On to a few of the best reads to appear in the past seven days:
- Cannes also unveiled its 2023 poster this week, and it features a glorious 1968 shot of Catherine Deneuve—who, as it happens, is the subject of Colleen Kelsey’s piece in Metrograph Journal, the first entry in a new column, Wardrobe Department: “After cementing major fame as the singing Technicolor heroine of [Jacques] Demy’s The Umbrellas of Cherbourg (1964), Deneuve embarked on a body of work that would soon encompass a sublime assortment of disconcerting oddities, using her unnerving beauty as stealth cover to animate sexual fantasists, shameless grifters, coddled princesses, bourgeois masochists, and the psychotic and homicidal all as fascinating psychological specimens.

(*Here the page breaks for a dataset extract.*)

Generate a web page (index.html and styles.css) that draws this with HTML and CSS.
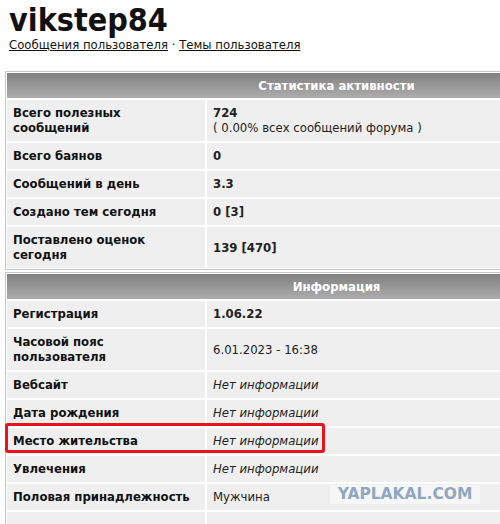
FILE: index.html
```html
<!DOCTYPE html>
<html>
<head>
  <meta charset='UTF-8'>
  <title>vikstep84</title>
  <link rel="stylesheet" href="styles.css">
</head>
<body>
  <div class='hd'>
    <h1>vikstep84</h1>
    <div class='lk'><a href='#'>Сообщения пользователя</a> · <a href='#'>Темы пользователя</a></div>
  </div>

  <table class='tb'>
    <tr><th colspan='2'>Статистика активности</th></tr>
    <tr><td class='l'>Всего полезных сообщений</td><td class='v'><b>724</b><br>( 0.00% всех сообщений форума )</td></tr>
    <tr><td class='l'>Всего баянов</td><td class='v'><b>0</b></td></tr>
    <tr><td class='l'>Сообщений в день</td><td class='v'><b>3.3</b></td></tr>
    <tr><td class='l'>Создано тем сегодня</td><td class='v'><b>0 [3]</b></td></tr>
    <tr><td class='l'>Поставлено оценок сегодня</td><td class='v'><b>139 [470]</b></td></tr>
  </table>

  <table class='tb'>
    <tr><th colspan='2'>Информация</th></tr>
    <tr><td class='l'>Регистрация</td><td class='v'><b>1.06.22</b></td></tr>
    <tr><td class='l'>Часовой пояс пользователя</td><td class='v'>6.01.2023 - 16:38</td></tr>
    <tr><td class='l'>Вебсайт</td><td class='v'><i>Нет информации</i></td></tr>
    <tr><td class='l'>Дата рождения</td><td class='v'><i>Нет информации</i></td></tr>
    <tr><td class='l'>Место жительства</td><td class='v'><i>Нет информации</i></td></tr>
    <tr><td class='l'>Увлечения</td><td class='v'><i>Нет информации</i></td></tr>
    <tr><td class='l'>Половая принадлежность</td><td class='v'>Мужчина</td></tr>
    <tr><td class='l'>&nbsp;</td><td class='v'>&nbsp;</td></tr>
  </table>

  <div class='mark'></div>
  <div class='wm'>YAPLAKAL.COM</div>
</body>
</html>
```

FILE: styles.css
```css
html,body{overflow:hidden;}
body{margin:0;position:relative;background:#fff;color:#111;font-family:"DejaVu Sans Condensed","DejaVu Sans",sans-serif;font-stretch:semi-condensed;font-size:13px;}
.hd{padding-left:9px;}
h1{margin:4px 0 0;font-size:32px;line-height:33px;font-weight:bold;color:#111;}
.lk{line-height:15px;}
.lk a{color:#111;text-decoration:underline;}
.tb{margin:19px 0 0 5px;width:663px;border:1px solid #c6c6c6;border-spacing:0;}
.tb+.tb{margin-top:2px;}
.tb th{padding:5px 6px;line-height:15px;border:1px solid #fff;color:#fff;font-weight:bold;text-align:center;background:linear-gradient(#808080,#adadad);}
.tb td{padding:5px 6px 6px;line-height:15px;border:1px solid #fff;background:#efefef;vertical-align:middle;}
.l{width:186px;font-weight:bold;}
.v{color:#222;}
.mark{position:absolute;left:5px;top:423px;width:314px;height:24px;border:3px solid #e8131b;border-radius:3px;}
.wm{position:absolute;left:330px;top:485px;width:150px;height:19px;background:#f6f6f6;color:#8fa8bf;font-family:"DejaVu Sans",sans-serif;font-stretch:normal;font-weight:bold;font-size:15.5px;line-height:19px;text-align:center;}
```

The control Deneuve wields squares them at a singular register: cool, contained, and flagrantly subversive.”
- Marking its thirtieth anniversary, the Black Film Bulletin has republished founding editor June Givanni’s conversation with Kwesi Owusu, codirector of the consortium that opened the first Black-owned cinema in Britain, and artist and filmmaker John Akomfrah’s 1993 reflections on the challenges then facing Black British cinema. Akomfrah’s Purple (2017), his largest video installation yet, is on view at the Hirshhorn Museum in Washington, D.C., through January 7. “Playing out over six gargantuan screens, it combines both archival materials and original documentary footage as part of a broad survey of the effects that climate change is having on the environment,” writes Dan Schindel, introducing his interview with Akomfrah at Hyperallergic. “I’m more optimistic now, actually,” says Akomfrah. “I have no logical reason for it, but I think something about the nature of making art induces a sort of optimism.”

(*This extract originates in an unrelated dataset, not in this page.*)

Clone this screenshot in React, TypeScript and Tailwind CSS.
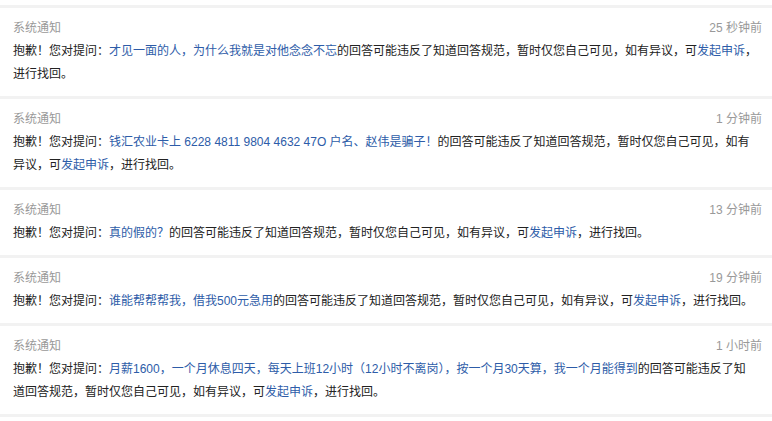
import React from "react";

type Seg = { t: string; link?: boolean };
type Item = { time: string; lines: Seg[][] };

const items: Item[] = [
  {
    time: "25 秒钟前",
    lines: [
      [
        { t: "抱歉！您对提问：" },
        { t: "才见一面的人，为什么我就是对他念念不忘", link: true },
        { t: "的回答可能违反了知道回答规范，暂时仅您自己可见，如有异议，可" },
        { t: "发起申诉", link: true },
        { t: "，" },
      ],
      [{ t: "进行找回。" }],
    ],
  },
  {
    time: "1 分钟前",
    lines: [
      [
        { t: "抱歉！您对提问：" },
        { t: "钱汇农业卡上 6228 4811 9804 4632 47O 户名、赵伟是骗子！", link: true },
        { t: "的回答可能违反了知道回答规范，暂时仅您自己可见，如有" },
      ],
      [{ t: "异议，可" }, { t: "发起申诉", link: true }, { t: "，进行找回。" }],
    ],
  },
  {
    time: "13 分钟前",
    lines: [
      [
        { t: "抱歉！您对提问：" },
        { t: "真的假的？", link: true },
        { t: "的回答可能违反了知道回答规范，暂时仅您自己可见，如有异议，可" },
        { t: "发起申诉", link: true },
        { t: "，进行找回。" },
      ],
    ],
  },
  {
    time: "19 分钟前",
    lines: [
      [
        { t: "抱歉！您对提问：" },
        { t: "谁能帮帮帮我，借我500元急用", link: true },
        { t: "的回答可能违反了知道回答规范，暂时仅您自己可见，如有异议，可" },
        { t: "发起申诉", link: true },
        { t: "，进行找回。" },
      ],
    ],
  },
  {
    time: "1 小时前",
    lines: [
      [
        { t: "抱歉！您对提问：" },
        {
          t: "月薪1600，一个月休息四天，每天上班12小时（12小时不离岗），按一个月30天算，我一个月能得到",
          link: true,
        },
        { t: "的回答可能违反了知" },
      ],
      [
        { t: "道回答规范，暂时仅您自己可见，如有异议，可" },
        { t: "发起申诉", link: true },
        { t: "，进行找回。" },
      ],
    ],
  },
];

function Sep() {
  return <div className="h-[3px] bg-[#f2f2f2]" />;
}

export default function App() {
  return (
    <div
      className="w-[772px] h-[421px] overflow-hidden bg-white text-[12px] leading-[23px] text-[#222]"
      style={{ fontFamily: '"Liberation Sans", "Noto Sans CJK SC", sans-serif' }}
    >
      <div className="h-[5px]" />
      <Sep />
      {items.map((it, i) => (
        <React.Fragment key={i}>
          <div className="pt-[9px] pb-[10px] pl-[13px] pr-[10px]">
            <div className="flex justify-between text-[#999]">
              <span>系统通知</span>
              <span>{it.time}</span>
            </div>
            {it.lines.map((ln, j) => (
              <div key={j} className="whitespace-nowrap">
                {ln.map((s, k) =>
                  s.link ? (
                    <a key={k} className="text-[#2d5ca8] cursor-pointer">
                      {s.t}
                    </a>
                  ) : (
                    <span key={k}>{s.t}</span>
                  )
                )}
              </div>
            ))}
          </div>
          <Sep />
        </React.Fragment>
      ))}
    </div>
  );
}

- György Fehér’s Twilight (1990), a noirish adaptation of Friedrich Dürrenmatt’s 1958 crime novella, opens at Film at Lincoln Center today before heading to Montreal,Philadelphia, and beyond. At the Film Stage, Z. W. Lewis notes that when Béla Tarr, a consultant on the film, “speaks of Hungarian master director Miklós Jancsó in interviews, he describes his ’60s and ’70s films as a rallying point for a country that had lost its identity and a cinema culture that defaulted to safe Soviet-realism productions.” With Damnation (1988), “Tarr himself had now become that rallying point for the Berlin Wall generation, and suddenly every talented Hungarian director was shooting in black-and-white with long mobile shots. These directors (including Fehér) were not stealing from Tarr, just as Tarr was not stealing from Jancsó. Instead, by using this style, directors could continue the conversation—about feeling lost, hopeless, always walking to no destination—in a cinematic language they intuitively understood.”
- Photographer, artist, and activist Nan Goldin was a teenage cinephile, notes Rachel Pronger in the Notebook. Goldin’s most famous work, The Ballad of Sexual Dependency, a series of nearly 700 photographs, was originally presented in the mid-1980s as a slideshow with “a soundtrack of songs by Maria Callas, Nina Simone, and the Velvet Underground. The combination of music and churning photographs, plus that pungent title, taken from Bertolt Brecht and Kurt Weill’s Threepenny Opera, combined to create more than just a mood or a sense of style; the show built an entire atmospheric world populated by recurring characters and narrative arcs . . . That some of these early events were presented by the Collective for Living Cinema, an artist co-op who advocated for filmmakers such as Ken Burns, Yvonne Rainer, and Dziga Vertov, demonstrate how seriously The Ballad was already being read as a work of experimental cinema.”
- Matt Alt’s appreciation in the New Yorker of the late Leiji Matsumoto (Space Battleship Yamato) serves as a fine primer on the evolution of Japanese manga and anime from the mid-1950s to the present. It is odd, though, that neither Studio Ghibli nor its founding directors, Hayao Miyazaki and Isao Takahata, are even mentioned. As Miyazaki’s My Neighbor Totoro (1988) turns thirty-five, Adam Nayman, writing for the Ringer, notes that the film’s “namesake, a gray, rotund forest spirit that slowly sidles up to the school-aged Kusakabe sisters,” is “a perfect avatar for Miyazaki, an artist whose own prickliness belies his deep, abiding connection to primal sources of magic and enchantment.”